Working with enterprising families brings with it a wide variety of challenges, as I and many colleague friends will attest.
Working in an enterprising family also brings challenges of course, and those of the family members become those of their professional advisors by extension.
The interplay of these protagonists always provides much fodder for people like me who love nothing more than to share what goes on in this fascinating work.
My greatest hope is that these missives continue to make people think, and hopefully learn, and ultimately help advance this nascent field.
So what am I getting at with my “giving your all” tease? I’m glad you asked.
“I’ll Give It 100%”
We all know that 100% is literally the maximum that one can give, but that doesn’t stop people from becoming hyperbolic at times and stating that they’ll give it “110%”.
I don’t make much of a distinction between those two numbers, and in fact I’m probably more inclined to have confidence in somebody’s claim that they’ll give it 100% compared to another who ups that figure.
This makes me think back to my late father who always hated it when anyone said “I’ll do my best”. To him, that was almost a guarantee that whatever was being discussed would not be done.
I just realized as I typed that sentence that while my Dad would’ve agreed with what I wrote, he also had a huge disdain for the word “hate”, but I digress.
I’ll do 100% of My 50%
The true inspiration for this post is an expression I first heard a few months back during yet another peer group call that I was on.
A relatively new colleague of mine noted “I always tell my clients that I will give them “100% of my 50%”.
I noted this back then and planned to blog about it, but it gathered dust for a few months.
Then, when this group convened again recently, she repeated that expression, and I knew it was time to write this (Merci CM), because I had never heard anyone else phrase it this way, and it felt like it was worth sharing.
All this was part of a discussion surrounding how we advisors are limited in how much we can do because the family (or some subset of family members) aren’t holding up their end of things.
Serving Families with Process, Not Content
When people learn about this work with families, one of their biggest A-Ha’s is almost always around how it’s all about process, and helping families make progress together.
See A Different Look at Process Versus Content
We aren’t typically responsible for much of the content of what the family is trying to create, although we are certainly there to make sure that things get done.

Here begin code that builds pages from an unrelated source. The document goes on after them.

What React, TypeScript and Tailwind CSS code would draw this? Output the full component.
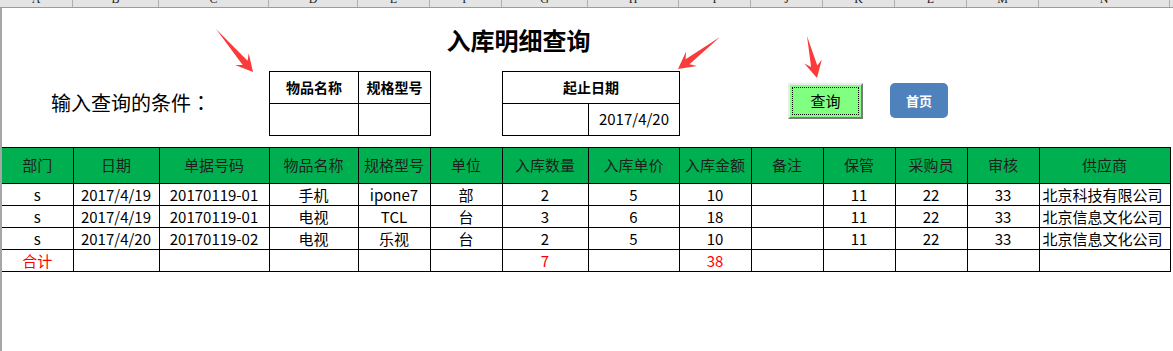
import React from 'react'

const LETTERS = ['A', 'B', 'C', 'D', 'E', 'F', 'G', 'H', 'I', 'J', 'K', 'L', 'M', 'N']

const HEADERS = ['部门', '日期', '单据号码', '物品名称', '规格型号', '单位', '入库数量', '入库单价', '入库金额', '备注', '保管', '采购员', '审核', '供应商']

const WIDTHS = [71, 86, 110, 89, 72, 72, 86, 91, 72, 72, 72, 72, 72, 131]

const ROWS = [
  ['s', '2017/4/19', '20170119-01', '手机', 'ipone7', '部', '2', '5', '10', '', '11', '22', '33', '北京科技有限公司'],
  ['s', '2017/4/19', '20170119-01', '电视', 'TCL', '台', '3', '6', '18', '', '11', '22', '33', '北京信息文化公司'],
  ['s', '2017/4/20', '20170119-02', '电视', '乐视', '台', '2', '5', '10', '', '11', '22', '33', '北京信息文化公司'],
]

const TOTAL = ['合计', '', '', '', '', '', '7', '', '38', '', '', '', '', '']

// red annotation arrow, tail -> tip
function Arrow({ x1, y1, x2, y2 }: { x1: number; y1: number; x2: number; y2: number }) {
  const dx = x2 - x1
  const dy = y2 - y1
  const len = Math.hypot(dx, dy)
  const ux = dx / len
  const uy = dy / len
  const nx = -uy
  const ny = ux
  const head = 17
  const neck = 12
  const hw = 9
  const sw = 3.2
  const jx = x2 - ux * neck
  const jy = y2 - uy * neck
  const wx = x2 - ux * head
  const wy = y2 - uy * head
  const pts = [
    [x1, y1],
    [jx + nx * sw, jy + ny * sw],
    [wx + nx * hw, wy + ny * hw],
    [x2, y2],
    [wx - nx * hw, wy - ny * hw],
    [jx - nx * sw, jy - ny * sw],
  ]
  return <polygon points={pts.map(p => p.map(v => v.toFixed(1)).join(',')).join(' ')} fill="#f93b3b" />
}

export default function App() {
  return (
    <div className="relative h-[351px] w-[1173px] overflow-hidden bg-white font-['Noto_Sans_CJK_SC',sans-serif] text-black">
      {/* column letters */}
      <div className="grid h-[8px] grid-cols-[73px_86px_110px_89px_72px_72px_86px_91px_72px_72px_72px_72px_72px_131px_3px] overflow-hidden border-b border-[#9c9c9c] bg-[#e4e4e4]">
        {LETTERS.map(l => (
          <div key={l} className="border-r border-[#b0b0b0] text-center">
            <div className="-mt-[7px] font-['Liberation_Serif',serif] text-[12px] leading-[12px] text-[#222]">{l}</div>
          </div>
        ))}
        <div />
      </div>

      <div className="h-[343px] border-l-2 border-[#a6a6a6]">
        {/* query area */}
        <div className="grid grid-cols-[71px_86px_110px_89px_72px_72px_86px_91px_72px_72px_72px_72px_72px_131px] grid-rows-[63px_32px_32px_12px]">
          <div className="col-span-4 col-start-5 row-start-1 flex items-center justify-center text-[24px] font-bold leading-none">
            入库明细查询
          </div>

          <div className="col-span-3 col-start-1 row-span-2 row-start-2 flex items-center pl-[49px] text-[20px] leading-none">
            输入查询的条件<span className="font-['Noto_Sans_CJK_TC',sans-serif]">：</span>
          </div>

          <div className="col-span-2 col-start-4 row-span-2 row-start-2">
            <table className="h-[65px] w-[162px] table-fixed border-collapse">
              <colgroup>
                <col className="w-[89px]" />
                <col className="w-[72px]" />
              </colgroup>
              <tbody>
                <tr>
                  <td className="h-[32px] border border-black text-center text-[14px] font-bold">物品名称</td>
                  <td className="border border-black text-center text-[14px] font-bold">规格型号</td>
                </tr>
                <tr>
                  <td className="h-[32px] border border-black" />
                  <td className="border border-black" />
                </tr>
              </tbody>
            </table>
          </div>

          <div className="col-span-2 col-start-7 row-span-2 row-start-2">
            <table className="h-[65px] w-[178px] table-fixed border-collapse">
              <colgroup>
                <col className="w-[86px]" />
                <col className="w-[91px]" />
              </colgroup>
              <tbody>
                <tr>
                  <td colSpan={2} className="h-[32px] border border-black text-center text-[14px] font-bold">起止日期</td>
                </tr>
                <tr>
                  <td className="h-[32px] border border-black" />
                  <td className="border border-black text-center text-[15px]">2017/4/20</td>
                </tr>
              </tbody>
            </table>
          </div>

          <div className="col-span-5 col-start-10 row-span-3 row-start-1 flex items-start gap-[27px] pl-[37px] pt-[75px]">
            <button className="relative flex h-[36px] w-[75px] items-center justify-center border-2 border-t-[#ececec] border-l-[#ececec] border-r-[#7a7a7a] border-b-[#7a7a7a] bg-[#80ff80] text-[15px]">
              <span className="absolute inset-[2px] border border-dotted border-black" />
              查询
            </button>
            <button className="flex h-[35px] w-[58px] items-center justify-center rounded-[5px] bg-[#4f81bd] text-[13px] font-bold text-white">
              首页
            </button>
          </div>
        </div>

        {/* detail table */}
        <table className="w-[1168px] table-fixed border-collapse text-[15px]">
          <colgroup>
            {WIDTHS.map((w, i) => (
              <col key={i} style={{ width: w }} />
            ))}
          </colgroup>
          <thead>
            <tr>
              {HEADERS.map((h, i) => (
                <th key={h} className={`h-[36px] border border-black bg-[#00b050] text-center font-normal text-[#1e1e1e] ${i === 0 ? 'border-l-0' : ''}`}>
                  {h}
                </th>
              ))}
            </tr>
          </thead>
          <tbody>
            {ROWS.map((row, r) => (
              <tr key={r}>
                {row.map((c, i) => (
                  <td
                    key={i}
                    className={`h-[22px] whitespace-nowrap border border-black p-0 leading-none ${i === 0 ? 'border-l-0' : ''} ${i === 13 ? 'pl-[3px] text-left' : 'text-center'}`}
                  >
                    {c}
                  </td>
                ))}
              </tr>
            ))}
            <tr>
              {TOTAL.map((c, i) => (
                <td key={i} className={`h-[22px] border border-black p-0 text-center leading-none text-[#ff0000] ${i === 0 ? 'border-l-0' : ''}`}>
                  {c}
                </td>
              ))}
            </tr>
          </tbody>
        </table>
      </div>

      {/* annotation arrows */}
      <svg className="pointer-events-none absolute inset-0" width="1173" height="351">
        <Arrow x1={216} y1={29} x2={253} y2={72} />
        <Arrow x1={720} y1={37} x2={678} y2={69} />
        <Arrow x1={807} y1={36} x2={817} y2={78} />
      </svg>
    </div>
  )
}
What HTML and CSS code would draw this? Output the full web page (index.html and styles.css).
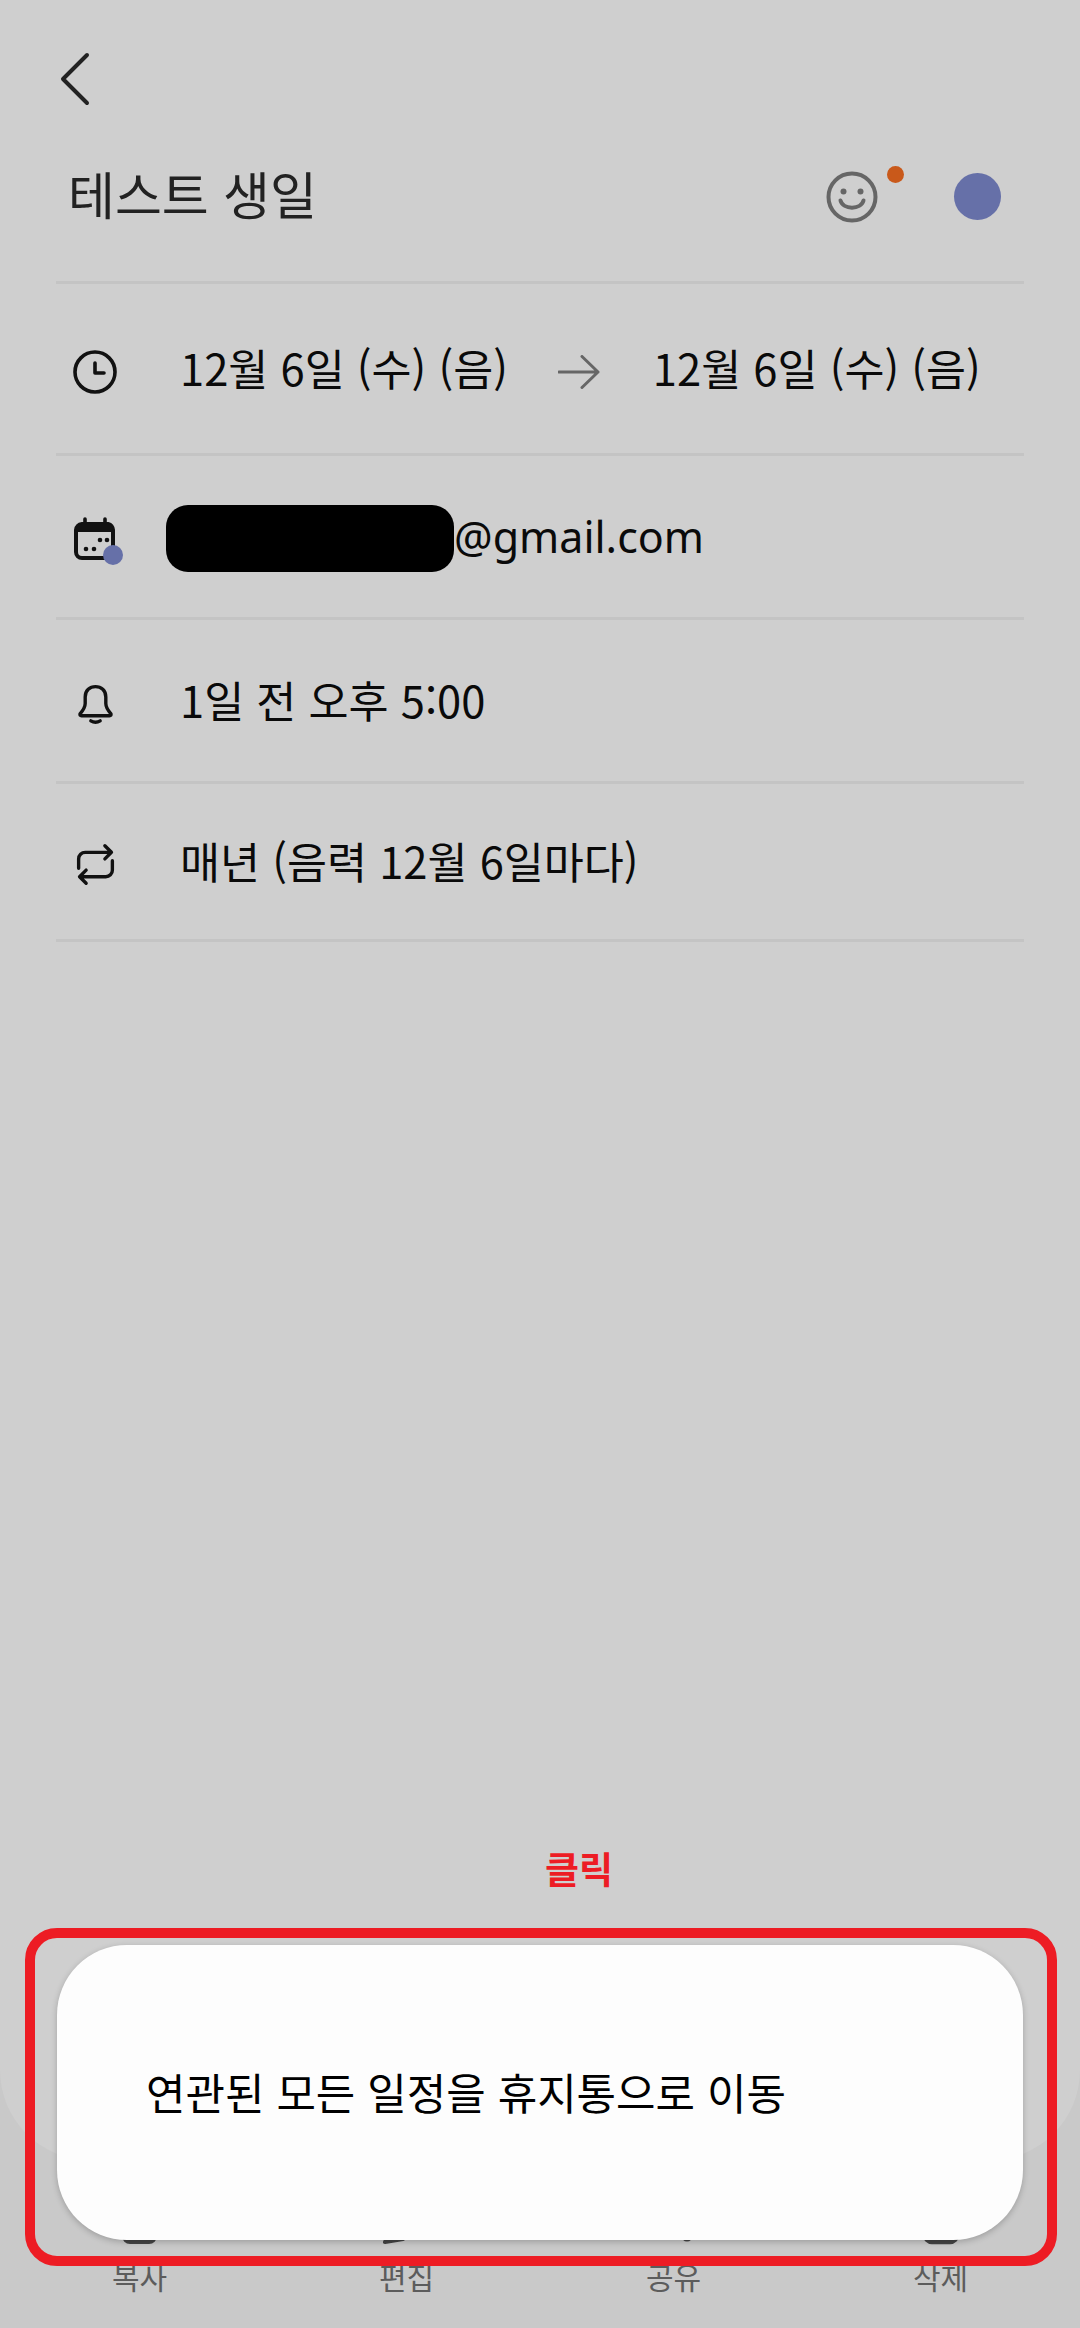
FILE: index.html
```html
<!DOCTYPE html>
<html lang="ko">
<head>
<meta charset="utf-8">
<title>테스트 생일</title>
<link rel="stylesheet" href="styles.css">
</head>
<body>
<div class="screen">
  <main class="content">
    <header class="topbar">
      <svg class="back" viewBox="0 0 34 58" width="34" height="58"><path d="M29 5 L5 29 L29 53" fill="none" stroke="#222" stroke-width="4" stroke-linecap="round" stroke-linejoin="round"/></svg>
    </header>
    <div class="title-row">
      <h1 class="title">테스트 생일</h1>
      <div class="title-actions">
        <div class="smiley-wrap">
          <svg viewBox="0 0 52 52" width="52" height="52"><circle cx="26" cy="26" r="23.5" fill="none" stroke="#666" stroke-width="4"/><circle cx="17.5" cy="20.5" r="3" fill="#666"/><circle cx="34.5" cy="20.5" r="3" fill="#666"/><path d="M14.5 29.5 C17 39 35 39 37.5 29.5" fill="none" stroke="#666" stroke-width="4" stroke-linecap="round"/></svg>
          <span class="badge"></span>
        </div>
        <span class="color-dot"></span>
      </div>
    </div>
    <div class="row">
      <svg class="icon" viewBox="0 0 48 48" width="48" height="48"><circle cx="24" cy="24" r="20" fill="none" stroke="#111" stroke-width="3.6"/><path d="M24 15 V25 H33" fill="none" stroke="#111" stroke-width="3.6" stroke-linecap="round" stroke-linejoin="round"/></svg>
      <span class="row-text">12월 6일 (수) (음)</span>
      <svg class="arrow" viewBox="0 0 42 34" width="42" height="34"><path d="M1 17 H40 M24 1.500 L40 17 L24 32.500" fill="none" stroke="#666" stroke-width="3" stroke-linecap="round" stroke-linejoin="round"/></svg>
      <span class="row-text">12월 6일 (수) (음)</span>
    </div>
    <div class="row row-short">
      <div class="icon-cal">
        <svg viewBox="0 0 48 48" width="48" height="48"><path d="M13 3 V9 M33 3 V9" stroke="#111" stroke-width="3.600" stroke-linecap="round"/><path d="M10 8 H36 A7 7 0 0 1 41 14 V36 A6 6 0 0 1 35 42 H10 A6 6 0 0 1 4 36 V14 A7 7 0 0 1 10 8 Z" fill="none" stroke="#111" stroke-width="4"/><path d="M4 14 A7 7 0 0 1 10 8 H36 A7 7 0 0 1 41 14 V16 H4 Z" fill="#111"/><circle cx="28" cy="24" r="2.300" fill="#111"/><circle cx="35" cy="24" r="2.300" fill="#111"/><circle cx="14" cy="33" r="2.300" fill="#111"/><circle cx="22" cy="33" r="2.300" fill="#111"/></svg>
        <span class="cal-dot"></span>
      </div>
      <span class="redact"></span><span class="row-text email">@gmail.com</span>
    </div>
    <div class="row row-short">
      <svg class="icon icon-small" viewBox="0 0 48 48" width="45" height="45"><path d="M7.500 35 C11 31 13 28 13 24 V17 C13 10 18 6 24 6 C30 6 35 10 35 17 V24 C35 28 37 31 40.500 35 Q41 37 39 37 H9 Q7 37 7.500 35 Z" fill="none" stroke="#111" stroke-width="3.600" stroke-linejoin="round"/><path d="M19 42.500 Q24 45.500 29 42.500" fill="none" stroke="#111" stroke-width="3.600" stroke-linecap="round"/></svg>
      <span class="row-text">1일 전 오후 5:00</span>
    </div>
    <div class="row row-last">
      <svg class="icon icon-small" viewBox="0 0 48 48" width="45" height="45"><path d="M6 28 V18 A7 7 0 0 1 13 11 H41 M34 4 L41 11 L34 18 M42 20 V30 A7 7 0 0 1 35 37 H7 M14 30 L7 37 L14 44" fill="none" stroke="#111" stroke-width="3.600" stroke-linecap="round" stroke-linejoin="round"/></svg>
      <span class="row-text">매년 (음력 12월 6일마다)</span>
    </div>
  </main>

  <nav class="bottom-nav">
    <div class="nav-item">
      <svg viewBox="0 0 48 48" width="48" height="48"><rect x="8" y="12" width="31" height="33" rx="6" fill="none" stroke="#444" stroke-width="4"/></svg>
      <span class="nav-label">복사</span>
    </div>
    <div class="nav-item">
      <svg viewBox="0 0 48 48" width="48" height="48"><path d="M2 45 L20 42 L40 14 L30 8 L6 36 Z" fill="none" stroke="#444" stroke-width="4" stroke-linejoin="round"/></svg>
      <span class="nav-label">편집</span>
    </div>
    <div class="nav-item">
      <svg viewBox="0 0 48 48" width="48" height="48"><circle cx="37" cy="39" r="5.500" fill="#444"/><circle cx="37" cy="9" r="5.500" fill="#444"/><circle cx="10" cy="24" r="5.500" fill="#444"/></svg>
      <span class="nav-label">공유</span>
    </div>
    <div class="nav-item">
      <svg viewBox="0 0 48 48" width="48" height="48"><path d="M8 12 V38 A7 7 0 0 0 15 45 H33 A7 7 0 0 0 40 38 V12" fill="none" stroke="#444" stroke-width="4.500"/></svg>
      <span class="nav-label">삭제</span>
    </div>
  </nav>

  <div class="popup"><span class="popup-text">연관된 모든 일정을 휴지통으로 이동</span></div>
  <div class="callout-box"></div>
  <span class="callout-label">클릭</span>
</div>
</body>
</html>
```
FILE: styles.css
```css
* { box-sizing: border-box; }
html, body { margin: 0; padding: 0; }
body { font-family: "Noto Sans CJK KR", "Noto Sans", sans-serif; }

.screen {
  position: relative;
  width: 1080px;
  height: 2328px;
  overflow: hidden;
  background: #c9c9c9;
  display: flex;
  flex-direction: column;
}

.content {
  height: 2160px;
  padding: 0 56px;
  background: #cfcfcf;
  border-radius: 0 0 90px 90px;
  flex: none;
}

.topbar { height: 106px; padding-top: 50px; padding-left: 2px; }
.back { display: block; }

.title-row {
  height: 178px;
  display: flex;
  align-items: center;
  justify-content: space-between;
  border-bottom: 3px solid #c4c4c4;
  padding: 0 23px 0 12px;
}
.title {
  margin: 0;
  font-size: 51px;
  font-weight: 400;
  line-height: 60px;
  color: #222;
  transform: translateY(-1px);
}
.title-actions { display: flex; align-items: center; gap: 76px; transform: translateY(3px); }
.smiley-wrap { position: relative; width: 52px; height: 52px; }
.smiley-wrap svg { display: block; }
.badge {
  position: absolute;
  left: 61px;
  top: -5px;
  width: 17px;
  height: 17px;
  border-radius: 50%;
  background: #c9591a;
}
.color-dot { width: 47px; height: 47px; border-radius: 50%; background: #6670a8; }

.row {
  height: 172px;
  display: flex;
  align-items: center;
  padding: 6px 0 0 15px;
  border-bottom: 3px solid #c4c4c4;
}
.row-short { height: 164px; }
.row-last { height: 158px; }
.icon { flex: none; margin-right: 61px; }
.icon-small { margin-left: 2px; margin-right: 62px; }
.row-text {
  font-size: 43.500px;
  line-height: 60px;
  margin-bottom: 8px;
  color: #0a0a0a;
  white-space: nowrap;
}
.arrow { flex: none; margin: 0 53px 0 50px; }

.icon-cal { position: relative; width: 48px; height: 48px; margin-right: 47px; margin-left: 1px; flex: none; }
.icon-cal svg { display: block; }
.cal-dot {
  position: absolute;
  left: 31px;
  top: 29px;
  width: 20px;
  height: 20px;
  border-radius: 50%;
  background: #6670a8;
}
.redact { width: 288px; height: 67px; border-radius: 22px; background: #000; flex: none; margin: 0 0 3px -1px; }
.email { font-family: "Noto Sans", sans-serif; font-size: 43px; margin-bottom: 6px; }

.bottom-nav {
  flex: 1;
  display: grid;
  grid-template-columns: repeat(4, 267px);
  padding: 37px 0 0 6px;
}
.nav-item { display: flex; flex-direction: column; align-items: center; }
.nav-item svg { display: block; }
.nav-label { font-size: 30px; line-height: 44px; margin-top: 9px; color: #5c5c5c; }

.popup {
  position: absolute;
  left: 57px;
  top: 1945px;
  width: 966px;
  height: 295px;
  display: flex;
  align-items: center;
  padding: 0 0 4px 89px;
  background: #fdfdfd;
  border-radius: 70px;
  box-shadow: 0 2px 6px rgba(0, 0, 0, 0.22);
}
.popup-text { font-size: 42.900px; line-height: 60px; color: #000; white-space: nowrap; }

.callout-box {
  position: absolute;
  left: 25px;
  top: 1928px;
  width: 1032px;
  height: 338px;
  border: 10px solid #ed1c24;
  border-radius: 32px;
}
.callout-label {
  position: absolute;
  left: 545px;
  top: 1843px;
  font-size: 37px;
  font-weight: 700;
  line-height: 50px;
  color: #ed1c24;
}
```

When we enter into a family system, and begin to get to know the family members and what they’re hoping to accomplish, we begin to create a picture in our minds of what’s possible, typically based on what we’ve seen in other families.
The difficulty sometimes lies in the fact that the family needs to want to put in the work as much as we do, and that’s not always the case.
In fact, that recent peer call had me suggesting to one presenter that the family whose story she was sharing with the group may just be one of those cases.
We, the advisors, can’t want it more than our clients.
When It Starts to Become Easy
The work that we hope to help families do can be hard for them, and in fact it always requires intention and effort.
With more and more repetitions for the advisors, though, it can start to feel easy for us, and that can create its own share of problems.
Back to that call with my peers, that was also going on for a member of the group, who was dealing with a bit of imposter syndrome because of it.
Being there for a family, and being with the family members as they try to figure out their “stuff” together, isn’t something that everyone can do well.
See On Connection and Empathy When Accompanying Families
If you happen to be one of those people for whom it feels easy, please make sure you don’t fall into the trap of thinking that your assistance isn’t worth anything.
We’re still giving it 100% of our 50%!